Quando arriva la notizia di reato “l’indagine di solito prende due direzioni: la prima a ritroso - spiega Cristian Barilli, pm del pool reati informatici di Milano - per gli accertamenti informatici, la seconda va all’inseguimento delle criptovalute, se pagate, o dell’estorsore quando è in fase di trattativa. La lentezza in questo tipo di indagini è letale”. Da inseguire ci sono soggetti esperti nella gestione delle criptovalute e abilissimi nelle tecniche informatiche per rendersi anonimi. Le organizzazioni spesso appartengono a “scuole” dell’est europeo o asiatiche. Si tratta di veri e propri “professionisti” che si offrono anche sul dark web assoldati da gruppi criminali in cerca di specifiche competenze informatiche. Nelle inchieste viene spesso contestata anche l’associazione per delinquere a soggetti che magari tra loro non si sono mai visti ma che “si comportano come sodali, svolgendo ciascuno il proprio compito e rispettando rigide regole associative, in modo da perseguire più efficacemente l’illecito fine comune, proprio come avviene nella criminalità organizzata”, spiega Fusco.

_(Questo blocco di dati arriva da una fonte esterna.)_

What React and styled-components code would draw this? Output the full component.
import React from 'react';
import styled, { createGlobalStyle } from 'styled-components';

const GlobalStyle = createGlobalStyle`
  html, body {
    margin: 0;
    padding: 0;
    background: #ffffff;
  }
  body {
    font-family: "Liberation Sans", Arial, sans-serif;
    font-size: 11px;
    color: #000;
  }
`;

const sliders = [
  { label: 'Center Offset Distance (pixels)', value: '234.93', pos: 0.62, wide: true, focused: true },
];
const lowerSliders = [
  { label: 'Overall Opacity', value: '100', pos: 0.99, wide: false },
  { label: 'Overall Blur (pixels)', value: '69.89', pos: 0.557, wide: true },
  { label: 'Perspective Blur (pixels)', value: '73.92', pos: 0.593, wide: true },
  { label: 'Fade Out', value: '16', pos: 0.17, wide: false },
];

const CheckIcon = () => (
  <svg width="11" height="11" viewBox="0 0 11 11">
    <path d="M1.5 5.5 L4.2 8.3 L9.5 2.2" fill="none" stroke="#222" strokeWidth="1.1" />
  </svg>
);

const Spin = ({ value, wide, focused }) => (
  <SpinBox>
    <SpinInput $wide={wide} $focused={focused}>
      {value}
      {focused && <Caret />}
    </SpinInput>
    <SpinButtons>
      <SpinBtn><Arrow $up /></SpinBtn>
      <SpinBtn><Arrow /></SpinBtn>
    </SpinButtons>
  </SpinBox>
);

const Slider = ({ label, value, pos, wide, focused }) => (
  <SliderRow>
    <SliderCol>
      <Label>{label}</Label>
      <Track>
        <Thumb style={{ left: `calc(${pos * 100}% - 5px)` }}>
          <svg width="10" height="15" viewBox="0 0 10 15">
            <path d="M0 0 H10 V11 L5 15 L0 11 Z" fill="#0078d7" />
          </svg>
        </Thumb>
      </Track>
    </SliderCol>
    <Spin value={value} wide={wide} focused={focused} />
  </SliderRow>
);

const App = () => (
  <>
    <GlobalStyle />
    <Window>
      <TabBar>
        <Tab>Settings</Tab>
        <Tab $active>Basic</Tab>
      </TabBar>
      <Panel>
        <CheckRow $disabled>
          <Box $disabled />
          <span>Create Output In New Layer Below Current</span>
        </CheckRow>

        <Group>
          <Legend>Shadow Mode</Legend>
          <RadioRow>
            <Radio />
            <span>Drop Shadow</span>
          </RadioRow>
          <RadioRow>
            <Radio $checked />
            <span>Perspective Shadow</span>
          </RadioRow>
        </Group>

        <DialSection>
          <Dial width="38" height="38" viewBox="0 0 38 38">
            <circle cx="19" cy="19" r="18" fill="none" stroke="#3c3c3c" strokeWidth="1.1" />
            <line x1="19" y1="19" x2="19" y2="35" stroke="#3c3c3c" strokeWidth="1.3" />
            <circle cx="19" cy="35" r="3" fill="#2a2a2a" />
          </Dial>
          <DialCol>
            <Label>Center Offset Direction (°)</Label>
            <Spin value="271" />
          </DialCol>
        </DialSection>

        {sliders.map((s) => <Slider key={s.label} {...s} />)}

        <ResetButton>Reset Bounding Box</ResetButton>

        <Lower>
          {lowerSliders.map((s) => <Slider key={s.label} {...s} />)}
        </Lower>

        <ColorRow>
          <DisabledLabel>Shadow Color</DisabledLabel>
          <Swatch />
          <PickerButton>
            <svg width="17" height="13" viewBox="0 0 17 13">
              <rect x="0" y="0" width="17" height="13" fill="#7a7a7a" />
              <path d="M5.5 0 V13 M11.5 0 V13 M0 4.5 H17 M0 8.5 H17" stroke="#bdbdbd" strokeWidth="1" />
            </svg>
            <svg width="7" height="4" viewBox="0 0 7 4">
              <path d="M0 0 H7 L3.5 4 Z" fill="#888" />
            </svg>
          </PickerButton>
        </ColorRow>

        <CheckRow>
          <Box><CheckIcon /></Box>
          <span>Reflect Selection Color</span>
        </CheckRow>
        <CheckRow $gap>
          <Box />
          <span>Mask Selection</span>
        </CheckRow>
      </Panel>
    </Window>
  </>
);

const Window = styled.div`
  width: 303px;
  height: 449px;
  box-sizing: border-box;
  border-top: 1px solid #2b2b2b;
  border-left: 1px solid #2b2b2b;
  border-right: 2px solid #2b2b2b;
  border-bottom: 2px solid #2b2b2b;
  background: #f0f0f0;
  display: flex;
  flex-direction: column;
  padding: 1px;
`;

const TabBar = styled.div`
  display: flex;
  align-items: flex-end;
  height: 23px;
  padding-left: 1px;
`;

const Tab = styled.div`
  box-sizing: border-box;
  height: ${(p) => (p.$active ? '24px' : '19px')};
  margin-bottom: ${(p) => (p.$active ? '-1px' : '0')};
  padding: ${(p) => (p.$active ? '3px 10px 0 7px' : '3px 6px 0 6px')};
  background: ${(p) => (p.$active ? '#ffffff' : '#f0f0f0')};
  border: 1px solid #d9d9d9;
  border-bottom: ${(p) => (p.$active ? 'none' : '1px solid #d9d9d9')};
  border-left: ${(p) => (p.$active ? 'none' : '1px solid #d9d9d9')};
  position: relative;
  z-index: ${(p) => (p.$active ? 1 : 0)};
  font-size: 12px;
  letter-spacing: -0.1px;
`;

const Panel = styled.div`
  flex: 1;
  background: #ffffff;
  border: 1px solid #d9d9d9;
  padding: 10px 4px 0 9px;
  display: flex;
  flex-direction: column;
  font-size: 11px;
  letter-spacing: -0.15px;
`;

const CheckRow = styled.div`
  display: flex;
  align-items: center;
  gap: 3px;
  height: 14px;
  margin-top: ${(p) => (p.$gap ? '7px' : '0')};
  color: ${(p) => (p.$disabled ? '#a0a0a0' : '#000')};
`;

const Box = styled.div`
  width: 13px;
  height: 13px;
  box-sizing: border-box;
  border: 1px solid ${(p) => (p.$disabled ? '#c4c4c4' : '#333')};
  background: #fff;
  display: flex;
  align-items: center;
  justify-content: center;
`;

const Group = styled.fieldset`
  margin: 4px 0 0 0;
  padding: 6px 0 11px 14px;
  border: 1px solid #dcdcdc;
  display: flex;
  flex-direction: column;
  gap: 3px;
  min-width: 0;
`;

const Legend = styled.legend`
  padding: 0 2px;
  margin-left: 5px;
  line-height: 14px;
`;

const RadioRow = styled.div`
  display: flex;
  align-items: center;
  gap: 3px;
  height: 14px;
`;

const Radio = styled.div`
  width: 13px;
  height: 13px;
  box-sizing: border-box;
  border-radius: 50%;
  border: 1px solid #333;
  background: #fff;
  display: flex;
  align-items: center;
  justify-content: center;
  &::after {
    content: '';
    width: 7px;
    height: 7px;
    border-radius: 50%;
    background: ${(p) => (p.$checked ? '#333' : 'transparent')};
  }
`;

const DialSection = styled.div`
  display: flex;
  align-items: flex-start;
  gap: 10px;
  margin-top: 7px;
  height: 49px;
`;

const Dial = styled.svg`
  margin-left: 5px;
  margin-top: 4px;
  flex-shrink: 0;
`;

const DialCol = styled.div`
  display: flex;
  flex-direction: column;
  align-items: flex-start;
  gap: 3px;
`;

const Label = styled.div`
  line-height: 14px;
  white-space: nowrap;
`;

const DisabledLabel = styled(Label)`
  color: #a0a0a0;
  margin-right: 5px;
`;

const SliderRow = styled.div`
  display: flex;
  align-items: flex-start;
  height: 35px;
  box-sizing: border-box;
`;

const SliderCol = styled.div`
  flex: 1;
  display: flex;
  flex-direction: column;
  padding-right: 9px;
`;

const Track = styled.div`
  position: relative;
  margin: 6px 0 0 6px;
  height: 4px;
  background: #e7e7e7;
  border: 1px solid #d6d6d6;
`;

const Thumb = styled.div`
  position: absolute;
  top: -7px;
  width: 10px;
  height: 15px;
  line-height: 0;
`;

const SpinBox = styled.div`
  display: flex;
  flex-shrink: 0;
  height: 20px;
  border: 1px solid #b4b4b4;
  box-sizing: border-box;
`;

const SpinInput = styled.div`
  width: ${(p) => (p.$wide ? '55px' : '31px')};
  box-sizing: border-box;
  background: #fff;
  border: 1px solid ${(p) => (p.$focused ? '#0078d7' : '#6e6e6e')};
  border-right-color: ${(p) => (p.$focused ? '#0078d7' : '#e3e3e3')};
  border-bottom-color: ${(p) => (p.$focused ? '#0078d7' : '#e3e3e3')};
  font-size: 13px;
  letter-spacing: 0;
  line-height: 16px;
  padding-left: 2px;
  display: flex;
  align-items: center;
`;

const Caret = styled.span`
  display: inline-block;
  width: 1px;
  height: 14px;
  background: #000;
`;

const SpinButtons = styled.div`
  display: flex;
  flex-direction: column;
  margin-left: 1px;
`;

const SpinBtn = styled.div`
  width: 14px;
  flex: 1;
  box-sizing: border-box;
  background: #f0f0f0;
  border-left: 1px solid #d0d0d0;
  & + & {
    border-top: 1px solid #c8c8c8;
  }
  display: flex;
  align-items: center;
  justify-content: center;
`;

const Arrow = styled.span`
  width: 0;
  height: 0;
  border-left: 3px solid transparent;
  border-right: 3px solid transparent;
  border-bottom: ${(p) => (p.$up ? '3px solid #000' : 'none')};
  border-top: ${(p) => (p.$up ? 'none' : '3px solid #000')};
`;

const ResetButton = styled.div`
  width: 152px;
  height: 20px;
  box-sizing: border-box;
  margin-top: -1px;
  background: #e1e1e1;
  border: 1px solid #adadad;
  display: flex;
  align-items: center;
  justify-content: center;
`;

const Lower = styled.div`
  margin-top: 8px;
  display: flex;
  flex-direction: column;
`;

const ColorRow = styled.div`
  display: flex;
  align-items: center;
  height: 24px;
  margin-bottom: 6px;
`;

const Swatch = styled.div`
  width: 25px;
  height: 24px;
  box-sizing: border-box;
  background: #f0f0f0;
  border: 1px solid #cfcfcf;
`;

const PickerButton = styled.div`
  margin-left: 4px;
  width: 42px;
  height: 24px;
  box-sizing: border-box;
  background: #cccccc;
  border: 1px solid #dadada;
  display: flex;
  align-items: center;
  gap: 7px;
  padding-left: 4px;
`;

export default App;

I numeri e gli investimenti in cybersicurezza
Nella classifica dei paesi europei per grado di esposizione al rischio, l’Italia è al 14esimo posto secondo i dati 2020 di Passwordmanager, società internazionale specializzata in protezione password. Nel 2020, secondo le rilevazioni statistiche della Polizia Postale, gli attacchi contro le infrastrutture critiche (danneggiamento, interruzione del servizio, furto dei dati a scopo estorsivo) sono cresciuti del 246% con un +78% delle persone indagate. La vulnerabilità delle aziende e delle istituzioni nasce dal fatto che gli investimenti in cybersicurezza “vengono percepiti solo come un costo - osserva Nunzia Ciardi, capo della Polizia Postale - salvo correre ai ripari solo dopo aver ricevuto un attacco informatico, con conseguenze economiche ben più rilevanti”. E poi, come suggerisce Fusco, “servono strumenti legislativi più coerenti con la rapidissima evoluzione della criminalità informatica transnazionale”. Un buon punto di partenza sarebbe per esempio l’istituzione di norme che obblighino le piattaforme di compravendita di criptovaluta a rendere trasparente la loro attività, come per gli intermediari finanziari.